Socialism was mankind’s most ambitious attempt to supplant religion with a blueprint for “heaven on earth ” as Moses Hess, mentor to Marx and Engels, put it. Each failure to reach this promised land inspired only further determined attempts: revolution, communes, elections, dictatorship. None worked as envisioned and some exacted terrible tolls. The quest lasted two centuries, then seemed to end with the fall of the Berlin Wall, only to begin anew a generation later. Remarkably, Jews — from Hess to Marx to Trotsky to Rosa Luxemburg to Leon Blum to David Ben-Gurion to Bernie Sanders — headlined this drama. And the closest the world ever came to true socialism was in Israel in the form of kibbutzim. They were essential building blocks of the new state, although once it was secure, they morphed into market-based communities. Heaven on Earth strings together intimate portraits of socialism’s thinkers and doers — and its undertakers – to present an epic chronicle of a movement that aimed to turn the world upside down, did in a way, and may yet do again.
Nonfiction
Heaven on Earth: The Rise, Fall, and Afterlife of Socialism
January 1, 2013
Discussion Questions
Courtesy of Joshua Muravchik
- Why was socialism the most popular political idea in history?
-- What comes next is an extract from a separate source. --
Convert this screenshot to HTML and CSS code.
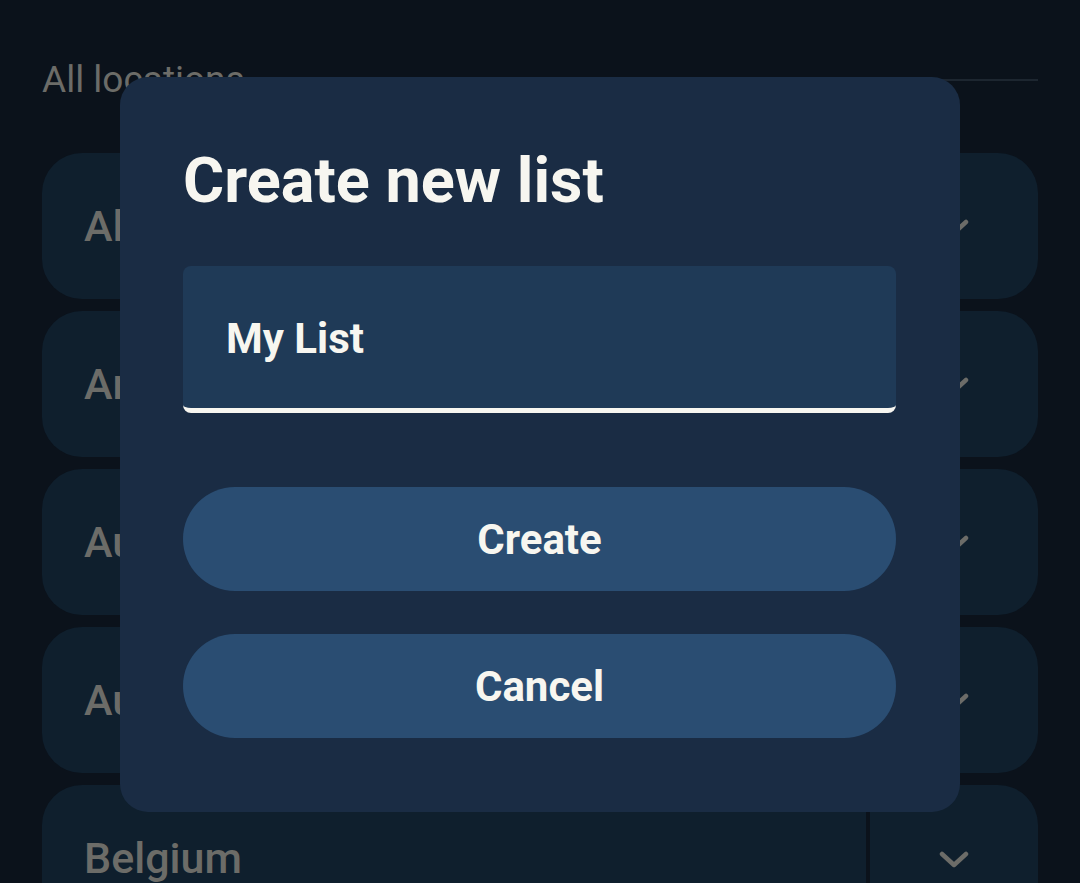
FILE: index.html
```html
<!DOCTYPE html>
<html lang="en">
<head>
<meta charset="utf-8">
<title>Create new list</title>
<link rel="stylesheet" href="styles.css">
</head>
<body>
<div class="screen">
  <div class="header">
    <span class="header-label">All locations</span>
    <span class="header-line"></span>
  </div>
  <div class="rows">
    <div class="row"><div class="row-main">All</div><div class="row-side"><svg class="chev" viewBox="0 0 30 17"><path d="M3 3 L15 14 L27 3"/></svg></div></div>
    <div class="row"><div class="row-main">Argentina</div><div class="row-side"><svg class="chev" viewBox="0 0 30 17"><path d="M3 3 L15 14 L27 3"/></svg></div></div>
    <div class="row"><div class="row-main">Australia</div><div class="row-side"><svg class="chev" viewBox="0 0 30 17"><path d="M3 3 L15 14 L27 3"/></svg></div></div>
    <div class="row"><div class="row-main">Austria</div><div class="row-side"><svg class="chev" viewBox="0 0 30 17"><path d="M3 3 L15 14 L27 3"/></svg></div></div>
    <div class="row"><div class="row-main">Belgium</div><div class="row-side"><svg class="chev" viewBox="0 0 30 17"><path d="M3 3 L15 14 L27 3"/></svg></div></div>
  </div>

  <div class="dialog">
    <h1 class="dialog-title">Create new list</h1>
    <div class="field"><span class="field-text">My List</span></div>
    <div class="actions">
      <button class="btn">Create</button>
      <button class="btn">Cancel</button>
    </div>
  </div>
</div>
</body>
</html>
```

FILE: styles.css
```css
* { box-sizing: border-box; }
html, body {
  margin: 0;
  padding: 0;
  width: 1080px;
  height: 883px;
  overflow: hidden;
  background: #0b121b;
  font-family: Roboto, "Noto Sans", "Liberation Sans", sans-serif;
}
.screen {
  position: relative;
  width: 1080px;
  height: 883px;
  overflow: hidden;
  padding: 58px 42px 0 42px;
}
.header {
  display: flex;
  align-items: center;
  height: 44px;
  gap: 14px;
}
.header-label {
  color: #6c6c68;
  font-size: 37px;
  font-weight: 400;
  line-height: 44px;
}
.header-line {
  flex: 1;
  height: 2px;
  background: #1d2630;
  margin-top: 0;
}
.rows {
  margin-top: 51px;
  display: flex;
  flex-direction: column;
  gap: 12px;
}
.row {
  display: flex;
  flex-shrink: 0;
  height: 146px;
  gap: 4px;
}
.row-main {
  flex: 1;
  background: #0f1f2d;
  border-radius: 40px 0 0 40px;
  display: flex;
  align-items: center;
  padding-left: 42px;
  color: #6c6c68;
  font-size: 43px;
  font-weight: 500;
}
.row-side {
  width: 168px;
  background: #0f1f2d;
  border-radius: 0 40px 40px 0;
  display: flex;
  align-items: center;
  justify-content: center;
}
.chev {
  width: 30px;
  height: 17px;
  margin-top: 2px;
}
.chev path {
  fill: none;
  stroke: #6c6c68;
  stroke-width: 4.5;
  stroke-linecap: round;
  stroke-linejoin: round;
}
.dialog {
  position: absolute;
  left: 120px;
  top: 77px;
  width: 840px;
  height: 735px;
  background: #1a2c44;
  border-radius: 28px;
  padding: 72px 64px 0 63px;
}
.dialog-title {
  margin: 0;
  color: #f7f6f0;
  font-size: 63px;
  font-weight: 700;
  line-height: 64px;
}
.field {
  margin-top: 53px;
  height: 147px;
  background: #1f3a57;
  border-radius: 8px;
  border-bottom: 5px solid #f7f6f0;
  display: flex;
  align-items: center;
  padding-left: 43px;
  padding-top: 2px;
}
.field-text {
  color: #f7f6f0;
  font-size: 42px;
  font-weight: 700;
}
.actions {
  margin-top: 74px;
  display: flex;
  flex-direction: column;
  gap: 43px;
}
.btn {
  height: 104px;
  border: none;
  border-radius: 52px;
  background: #2a4d72;
  color: #f7f6f0;
  font-family: Roboto, "Noto Sans", "Liberation Sans", sans-serif;
  font-size: 42px;
  font-weight: 700;
  padding: 0;
  width: 100%;
}
```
- Why was it hard to put socialist ideas into practice — apart from Soviet-style Communism, which many socialists saw as a travesty of their ideal?
- Why has the idea of socialism or democratic socialism attracted new interest in recent years after many thought it was dead and buried?
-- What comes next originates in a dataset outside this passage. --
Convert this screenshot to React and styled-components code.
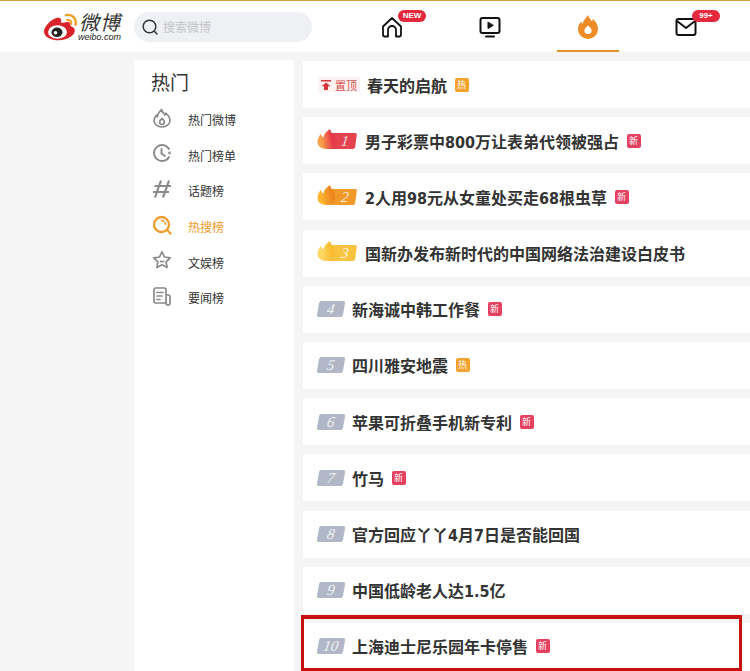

- What is “socialism” anyway?
- Why did Jews play such a large role in the history of socialist movements? Did they see it as an answer to antisemitism and persecution? Was there something in socialist philosophy that evoked deeper Jewish values?
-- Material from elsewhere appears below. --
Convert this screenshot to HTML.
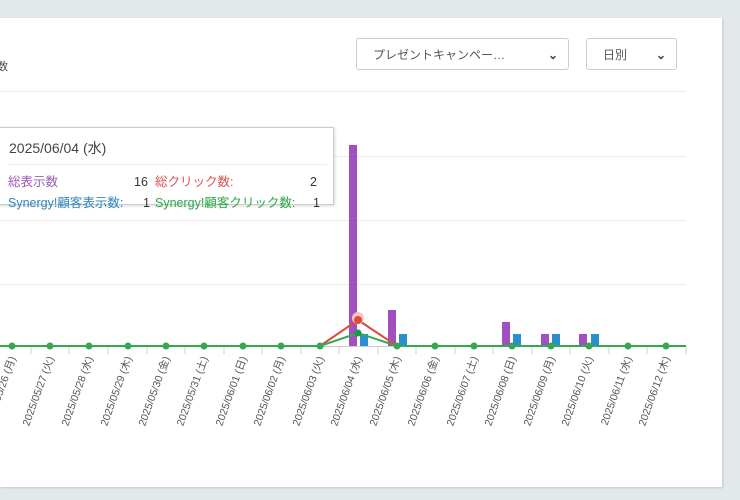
<!DOCTYPE html>
<html><head><meta charset="utf-8"><style>
body{margin:0;width:740px;height:500px;background:#e3e8eb;overflow:hidden;font-family:"Liberation Sans","Noto Sans CJK JP",sans-serif;position:relative}
.card{position:absolute;left:0;top:18px;width:722px;height:469px;background:#fff;box-shadow:1px 1px 2px #c5cacd}
.sel{position:absolute;top:38px;height:32px;border:1px solid #ccc;border-radius:3px;background:#fff;font-size:12px;color:#555;line-height:32px;box-sizing:border-box;padding-left:16px}
.sel span{position:absolute;right:10px;top:0;font-size:12px;font-weight:bold;color:#444}
.tip{position:absolute;left:-2px;top:127px;width:334px;height:76px;background:#fff;border:1px solid #ccc;box-shadow:1px 1px 3px rgba(0,0,0,.15);font-size:12.5px}
.tip div{line-height:16px;height:16px}
</style></head><body>
<div class="card"></div>
<div style="position:absolute;left:-3px;top:58px;font-size:11px;color:#444">数</div>
<div class="sel" style="left:356px;width:213px">プレゼントキャンペー…<span>⌄</span></div>
<div class="sel" style="left:586px;width:91px">日別<span>⌄</span></div>
<svg style="position:absolute;left:0;top:0" width="740" height="500">
<g stroke="#eaeaea" stroke-width="1">
<line x1="0" y1="91.5" x2="686" y2="91.5"/><line x1="0" y1="156.5" x2="686" y2="156.5"/><line x1="0" y1="220.5" x2="686" y2="220.5"/><line x1="0" y1="284.5" x2="686" y2="284.5"/>
</g>
<line x1="0" y1="346.5" x2="686" y2="346.5" stroke="#ccc"/>
<g stroke="#ccc">
<line x1="31" y1="346" x2="31" y2="354"/><line x1="69" y1="346" x2="69" y2="354"/><line x1="108" y1="346" x2="108" y2="354"/><line x1="147" y1="346" x2="147" y2="354"/><line x1="185" y1="346" x2="185" y2="354"/><line x1="224" y1="346" x2="224" y2="354"/><line x1="262" y1="346" x2="262" y2="354"/><line x1="301" y1="346" x2="301" y2="354"/><line x1="339" y1="346" x2="339" y2="354"/><line x1="378" y1="346" x2="378" y2="354"/><line x1="416" y1="346" x2="416" y2="354"/><line x1="455" y1="346" x2="455" y2="354"/><line x1="493" y1="346" x2="493" y2="354"/><line x1="532" y1="346" x2="532" y2="354"/><line x1="570" y1="346" x2="570" y2="354"/><line x1="609" y1="346" x2="609" y2="354"/><line x1="647" y1="346" x2="647" y2="354"/><line x1="686" y1="346" x2="686" y2="354"/>
</g>
<g fill="#a24fbf">
<rect x="349" y="145" width="8" height="201"/><rect x="388" y="310" width="8" height="36"/><rect x="502" y="322" width="8" height="24"/><rect x="541" y="334" width="8" height="12"/><rect x="579" y="334" width="8" height="12"/>
</g>
<g fill="#2a8fd0">
<rect x="360" y="334" width="8" height="12"/><rect x="399" y="334" width="8" height="12"/><rect x="513" y="334" width="8" height="12"/><rect x="552" y="334" width="8" height="12"/><rect x="591" y="334" width="8" height="12"/>
</g>
<polyline points="0,346 320,346 358,320 397,346 686,346" fill="none" stroke="#e04a3a" stroke-width="2"/>
<polyline points="0,346 320,346 358,333 397,346 686,346" fill="none" stroke="#34a853" stroke-width="2"/>
<circle cx="358" cy="318" r="6" fill="#f3c6c2"/><circle cx="358" cy="320" r="4" fill="#e04a3a"/>
<circle cx="358" cy="333" r="3.5" fill="#1a9a45"/>
<g fill="#3aa552">
<circle cx="12" cy="346" r="3.5"/><circle cx="50" cy="346" r="3.5"/><circle cx="89" cy="346" r="3.5"/><circle cx="128" cy="346" r="3.5"/><circle cx="166" cy="346" r="3.5"/><circle cx="204" cy="346" r="3.5"/><circle cx="243" cy="346" r="3.5"/><circle cx="281" cy="346" r="3.5"/><circle cx="320" cy="346" r="3.5"/><circle cx="397" cy="346" r="3.5"/><circle cx="435" cy="346" r="3.5"/><circle cx="474" cy="346" r="3.5"/><circle cx="512" cy="346" r="3.5"/><circle cx="551" cy="346" r="3.5"/><circle cx="589" cy="346" r="3.5"/><circle cx="628" cy="346" r="3.5"/><circle cx="666" cy="346" r="3.5"/>
</g>
<g font-size="10.5" fill="#555" text-anchor="end" font-family="Liberation Sans,Noto Sans CJK JP,sans-serif">
<text transform="translate(16,358) rotate(-70)">2025/05/26 (月)</text>
<text transform="translate(54,358) rotate(-70)">2025/05/27 (火)</text>
<text transform="translate(93,358) rotate(-70)">2025/05/28 (水)</text>
<text transform="translate(132,358) rotate(-70)">2025/05/29 (木)</text>
<text transform="translate(170,358) rotate(-70)">2025/05/30 (金)</text>
<text transform="translate(208,358) rotate(-70)">2025/05/31 (土)</text>
<text transform="translate(247,358) rotate(-70)">2025/06/01 (日)</text>
<text transform="translate(285,358) rotate(-70)">2025/06/02 (月)</text>
<text transform="translate(324,358) rotate(-70)">2025/06/03 (火)</text>
<text transform="translate(362,358) rotate(-70)">2025/06/04 (水)</text>
<text transform="translate(401,358) rotate(-70)">2025/06/05 (木)</text>
<text transform="translate(439,358) rotate(-70)">2025/06/06 (金)</text>
<text transform="translate(478,358) rotate(-70)">2025/06/07 (土)</text>
<text transform="translate(516,358) rotate(-70)">2025/06/08 (日)</text>
<text transform="translate(555,358) rotate(-70)">2025/06/09 (月)</text>
<text transform="translate(593,358) rotate(-70)">2025/06/10 (火)</text>
<text transform="translate(632,358) rotate(-70)">2025/06/11 (水)</text>
<text transform="translate(670,358) rotate(-70)">2025/06/12 (木)</text>
</g>
</svg>
<div class="tip">
<div style="position:absolute;left:10px;top:12px;font-size:14px;color:#444">2025/06/04 (水)</div>
<div style="position:absolute;left:8px;right:6px;top:36px;border-top:1px solid #eee;height:0"></div>
<div style="position:absolute;left:9px;top:46px;color:#9b59b6">総表示数</div>
<div style="position:absolute;left:135px;top:46px;color:#333">16</div>
<div style="position:absolute;left:156px;top:46px;color:#d9534f">総クリック数:</div>
<div style="position:absolute;left:311px;top:46px;color:#333">2</div>
<div style="position:absolute;left:9px;top:67px;color:#2e86c1">Synergy!顧客表示数:</div>
<div style="position:absolute;left:144px;top:67px;color:#333">1</div>
<div style="position:absolute;left:156px;top:67px;color:#28a745">Synergy!顧客クリック数:</div>
<div style="position:absolute;left:314px;top:67px;color:#333">1</div>
</div>
</body></html>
- Why did Zionist pioneers form kibbutzim? How important were the kibbutzim to the creation of Israel? What impact did the rearing of children in group houses on kibbutzim have on family life? On the happiness of the children? On the psychological makeup of the adults who had been raised in this way?
- Why did the kibbutzim move away from pure socialism? Are the kibbutzim still there? How are they structured today? Are there any kibbutzim that still practice pure socialism in the traditional way?
- What do you see as the future of socialism? Will it have a rebirth? Will it be tried in new ways? Will America move in that direction?